__Challenge__
Copy, in full, each line of the material that holds the word "size".

__Information provided__
____

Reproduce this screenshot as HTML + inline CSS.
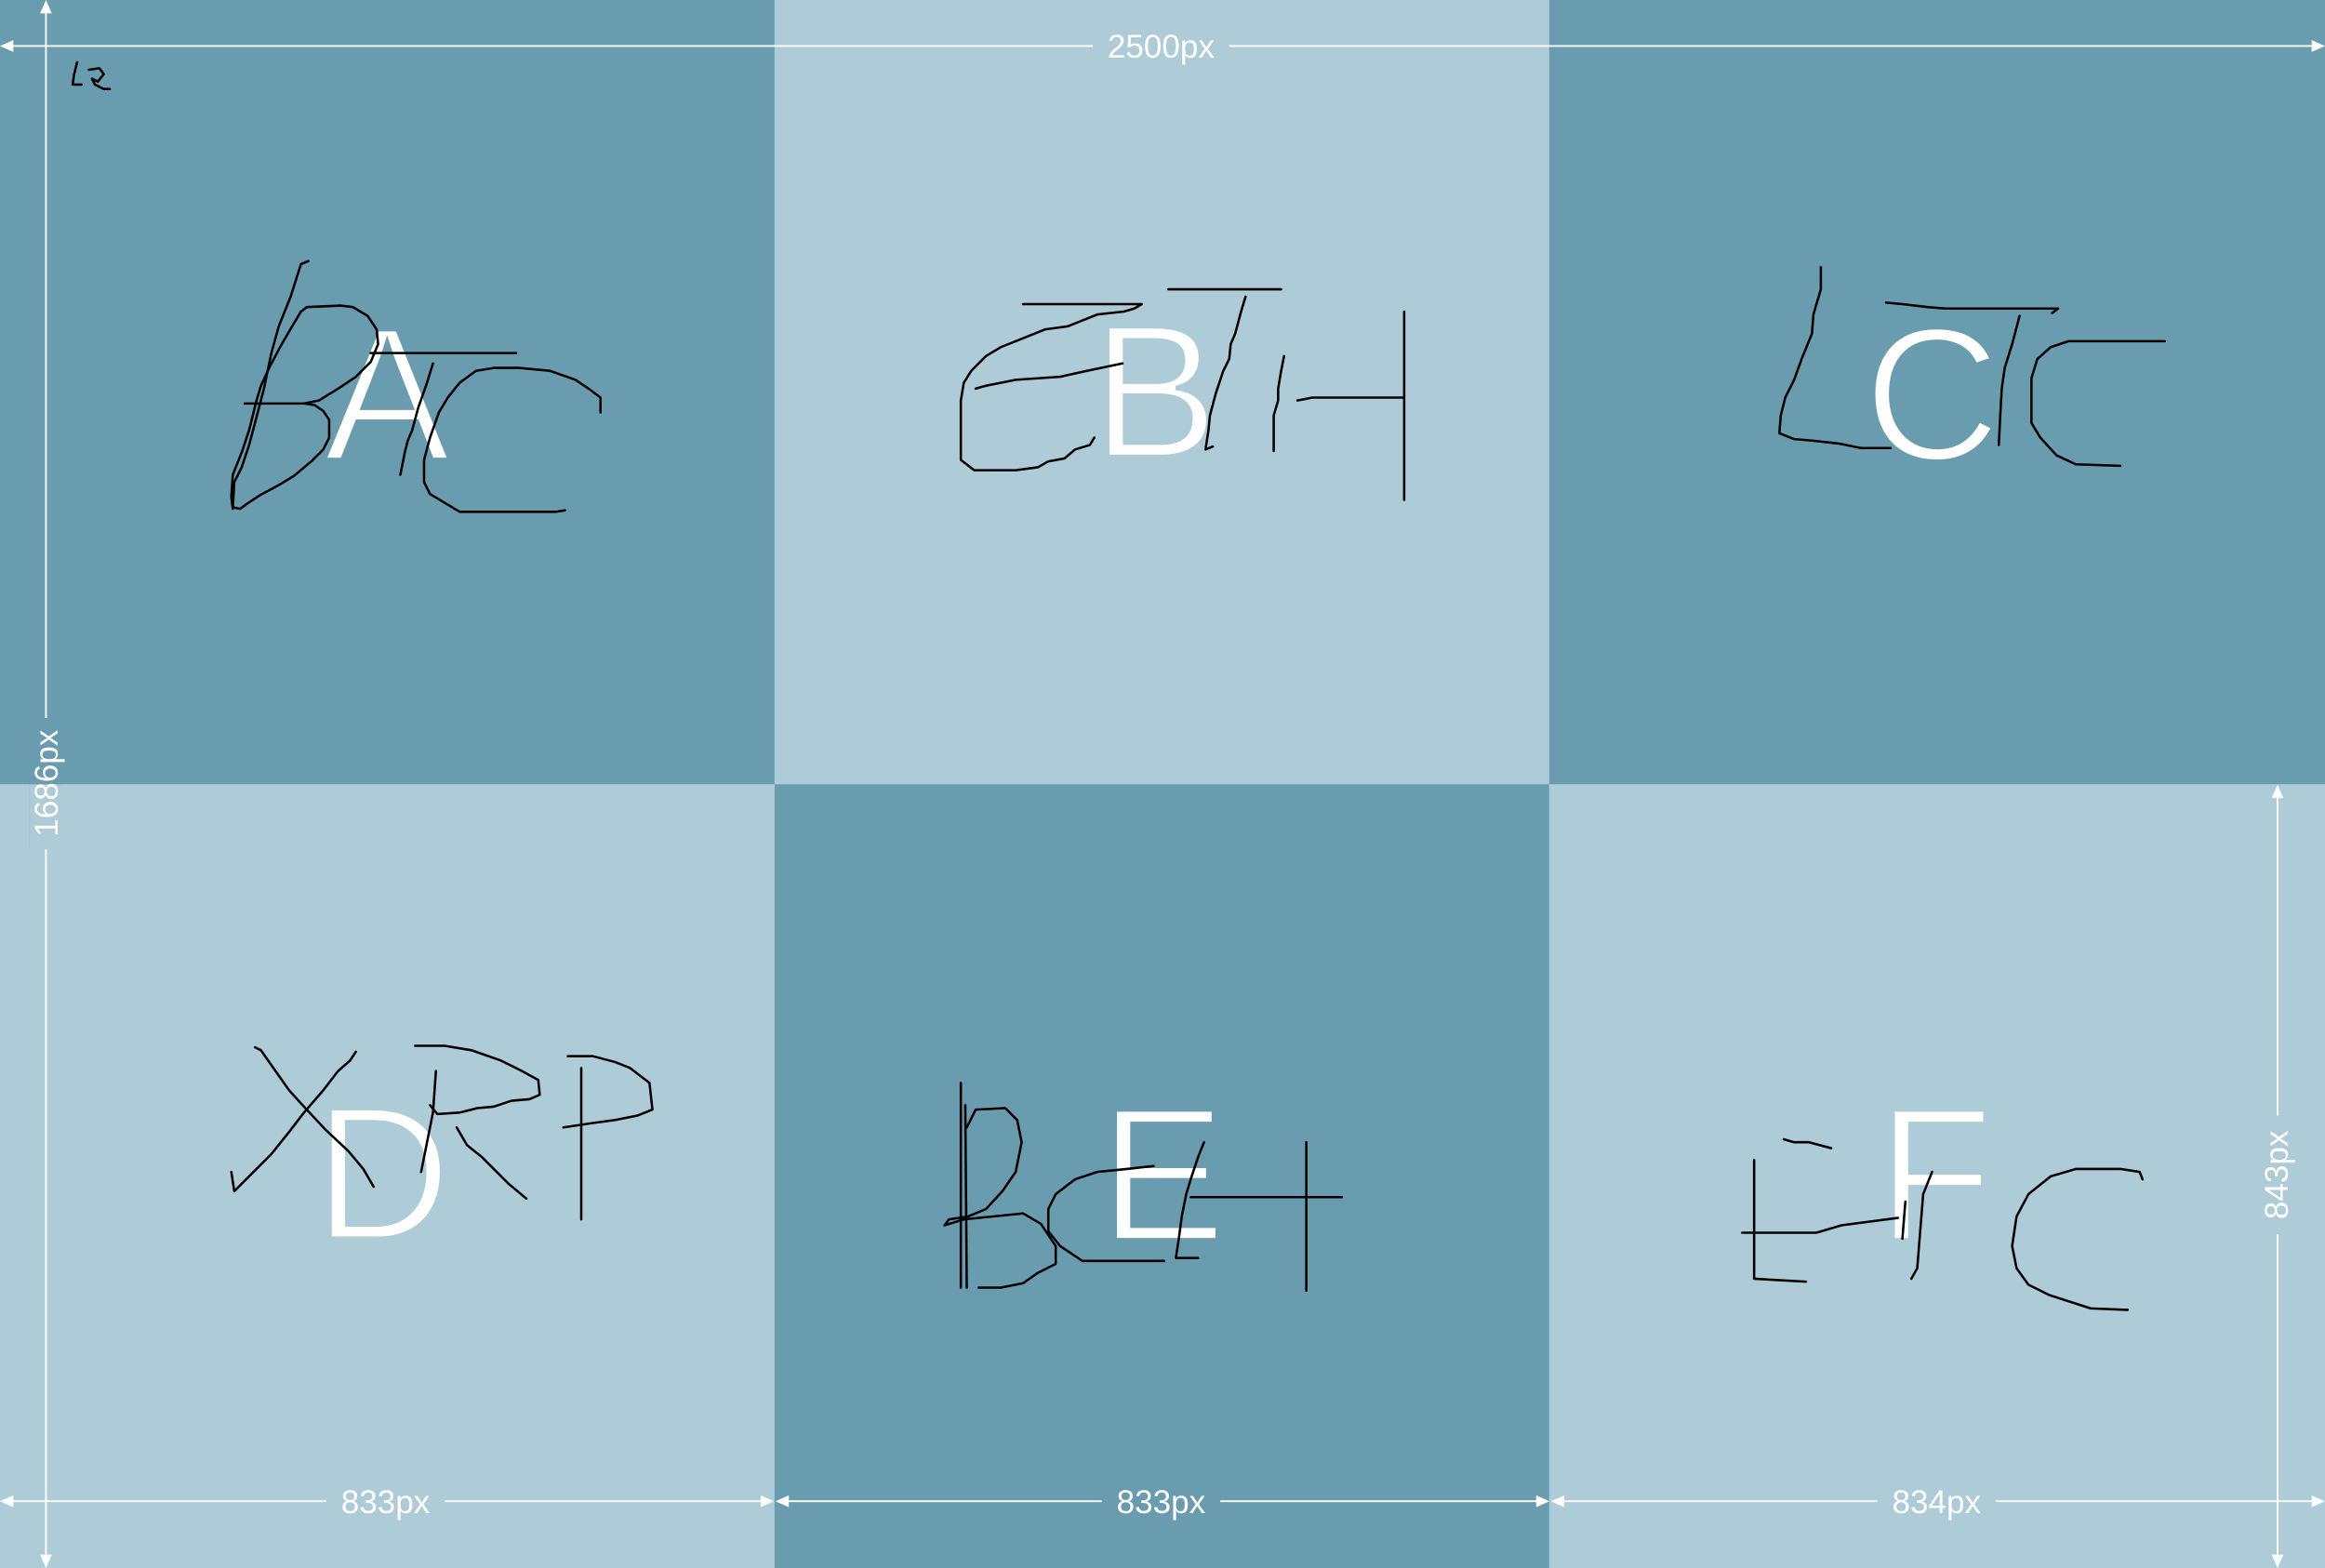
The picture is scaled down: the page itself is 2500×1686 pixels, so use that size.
<!DOCTYPE html>
<html><head><meta charset="utf-8"><style>
html,body{margin:0;padding:0;width:2500px;height:1686px;overflow:hidden;background:#aecbd8}
svg{display:block}
</style></head><body>
<svg width="2500" height="1686" viewBox="0 0 1568 1057" preserveAspectRatio="none" xmlns="http://www.w3.org/2000/svg">
<rect x="0" y="0" width="522.4" height="528.7" fill="#6a9caf"/>
<rect x="522.4" y="0" width="522.4" height="528.7" fill="#aecbd8"/>
<rect x="1044.8" y="0" width="523.2" height="528.7" fill="#6a9caf"/>
<rect x="0" y="528.7" width="522.4" height="528.3" fill="#aecbd8"/>
<rect x="522.4" y="528.7" width="522.4" height="528.3" fill="#6a9caf"/>
<rect x="1044.8" y="528.7" width="523.2" height="528.3" fill="#aecbd8"/>

<g font-family="Liberation Sans, sans-serif" font-size="128" fill="#fff" text-anchor="middle" font-weight="normal" stroke-width="3">
<text x="261" y="310" stroke="#6a9caf">A</text>
<text x="779" y="308" stroke="#aecbd8">B</text>
<text x="1303" y="310" stroke="#6a9caf">C</text>
<text x="258" y="835" stroke="#aecbd8">D</text>
<text x="784" y="836" stroke="#6a9caf">E</text>
<text x="1305" y="836" stroke="#aecbd8">F</text>
</g>

<g fill="none" stroke="#000" stroke-width="1.6" stroke-linejoin="round" stroke-linecap="round">
<path d="M52,42 L50,50 L49,57 L55,57 M60,47 L67,46 L70,50 L66,55 L62,53 L64,57 L70,60 L74,60"/>
<path d="M208,176 L203,178 L196,200 L188,220 L183,238 L178,262 L172,285 L168,300 L163,315 L158,325 L157,342 L162,343 L166,340 L175,334 L188,327 L198,321 L210,311 L218,303 L222,295 L222,283 L218,277 L212,273 L205,272 L165,272"/>
<path d="M205,272 L215,270 L228,262 L240,254 L250,244 L255,232 L254,222 L248,213 L238,207 L230,206 L207,207 L203,210 L197,220 L190,232 L182,247 L176,260 L173,270 L168,290 L163,305 L157,320 L156,335 L157,343"/>
<path d="M250,238 L348,238"/>
<path d="M292,245 L288,258 L282,275 L278,290 L275,297 L273,305 L270,320"/>
<path d="M405,278 L405,268 L397,262 L388,256 L371,250 L350,248 L333,248 L321,250 L310,258 L302,268 L296,278 L290,295 L286,310 L286,325 L290,333 L310,345 L375,345 L381,344"/>
<path d="M690,205 L770,205 L765,208 L758,210 L740,212 L720,220 L705,222 L690,228 L675,234 L665,240 L655,250 L650,258 L648,270 L648,310 L657,317 L685,317 L700,315 L707,311 L718,309 L725,303 L735,300 L738,295"/>
<path d="M658,262 L665,260 L685,256 L715,254 L733,250 L757,245"/>
<path d="M788,195 L864,195"/>
<path d="M840,200 L837,210 L833,225 L830,232 L829,242 L825,250 L820,265 L816,280 L815,290 L813,303 L818,301"/>
<path d="M866,240 L864,250 L862,262 L862,270 L859,280 L859,304"/>
<path d="M875,270 L885,268 L947,268 M947,210 L947,337"/>
<path d="M1228,180 L1228,195 L1223,212 L1222,225 L1215,242 L1210,256 L1204,268 L1201,280 L1200,292 L1210,296 L1222,297 L1240,299 L1255,302 L1275,302"/>
<path d="M1272,204 L1283,205 L1300,207 L1312,208 L1388,208 L1384,211"/>
<path d="M1362,213 L1357,232 L1352,248 L1350,262 L1349,280 L1348,300"/>
<path d="M1460,230 L1395,230 L1383,234 L1374,242 L1370,255 L1370,285 L1376,295 L1387,307 L1400,313 L1430,314"/>
<path d="M172,706 L176,708 L183,718 L195,735 L205,746 L220,762 L235,776 L245,788 L252,800"/>
<path d="M240,709 L236,715 L228,722 L218,735 L205,750 L195,763 L183,778 L170,791 L158,803 L156,790"/>
<path d="M280,705 L300,705 L318,708 L338,715 L352,722 L363,728 L364,738 L357,741 L345,742 L333,746 L322,747 L310,750 L295,751 L290,745"/>
<path d="M294,722 L292,750 L288,770 L284,790"/>
<path d="M308,760 L315,772 L325,780 L333,788 L343,798 L355,808"/>
<path d="M392,720 L392,822 M383,712 L400,712 L415,716 L425,720 L438,730 L440,748 L430,752 L415,755 L400,757 L380,760"/>
<path d="M648,730 L648,868 M651,745 L652,868"/>
<path d="M652,760 L658,748 L678,747 L686,755 L689,770 L685,790 L676,803 L665,815 L653,820 L640,822 L637,826 L650,822 L690,818 L702,825 L712,840 L712,852 L700,858 L690,865 L675,868 L660,868"/>
<path d="M778,786 L760,788 L740,790 L725,795 L712,805 L707,815 L707,830 L715,840 L730,850 L785,850"/>
<path d="M812,770 L808,780 L803,795 L800,805 L797,820 L795,835 L793,848 L808,848"/>
<path d="M803,807 L905,807 M881,770 L881,870"/>
<path d="M1203,768 L1210,770 L1220,770 L1235,774"/>
<path d="M1183,782 L1183,862 L1218,864"/>
<path d="M1175,831 L1225,831 L1242,826 L1280,821 M1285,810 L1283,835"/>
<path d="M1303,790 L1297,805 L1295,830 L1293,855 L1289,862"/>
<path d="M1445,795 L1443,790 L1430,788 L1400,788 L1383,793 L1368,805 L1360,820 L1357,840 L1360,855 L1368,866 L1382,873 L1410,882 L1435,883"/>
</g>

<g stroke="#fff" stroke-width="1.2" fill="none">
<line x1="2" y1="31" x2="1566" y2="31"/>
<line x1="31" y1="2" x2="31" y2="1055"/>
<line x1="2" y1="1012" x2="520" y2="1012"/>
<line x1="525" y1="1012" x2="1043" y2="1012"/>
<line x1="1047" y1="1012" x2="1566" y2="1012"/>
<line x1="1536" y1="531" x2="1536" y2="1055"/>
</g>
<g fill="#fff">
<path d="M0,31 L9,27 L9,35Z M1568,31 L1559,27 L1559,35Z"/>
<path d="M31,0 L27,9 L35,9Z M31,1057 L27,1048 L35,1048Z"/>
<path d="M0,1012 L9,1008 L9,1016Z M522,1012 L513,1008 L513,1016Z"/>
<path d="M523,1012 L532,1008 L532,1016Z M1045,1012 L1036,1008 L1036,1016Z"/>
<path d="M1046,1012 L1055,1008 L1055,1016Z M1568,1012 L1559,1008 L1559,1016Z"/>
<path d="M1536,529 L1532,538 L1540,538Z M1536,1057 L1532,1048 L1540,1048Z"/>
</g>
<g font-family="Liberation Sans, sans-serif" font-size="22" fill="#fff" text-anchor="middle">
<rect x="737" y="20" width="92" height="24" fill="#aecbd8"/>
<text x="783" y="39">2500px</text>
<rect x="20" y="484" width="22" height="88" fill="#6a9caf"/>
<rect x="20" y="528.7" width="22" height="44" fill="#aecbd8"/>
<text transform="translate(39,528) rotate(-90)">1686px</text>
<rect x="220" y="1001" width="80" height="24" fill="#aecbd8"/>
<text x="260" y="1020">833px</text>
<rect x="743" y="1001" width="80" height="24" fill="#6a9caf"/>
<text x="783" y="1020">833px</text>
<rect x="1266" y="1001" width="80" height="24" fill="#aecbd8"/>
<text x="1306" y="1020">834px</text>
<rect x="1525" y="752" width="22" height="80" fill="#aecbd8"/>
<text transform="translate(1543,792) rotate(-90)">843px</text>
</g>
</svg>
</body></html>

____

__Written response__
The picture is scaled down: the page itself is 2500×1686 pixels, so use that size.
<g font-family="Liberation Sans, sans-serif" font-size="128" fill="#fff" text-anchor="middle" font-weight="normal" stroke-width="3">
<g font-family="Liberation Sans, sans-serif" font-size="22" fill="#fff" text-anchor="middle">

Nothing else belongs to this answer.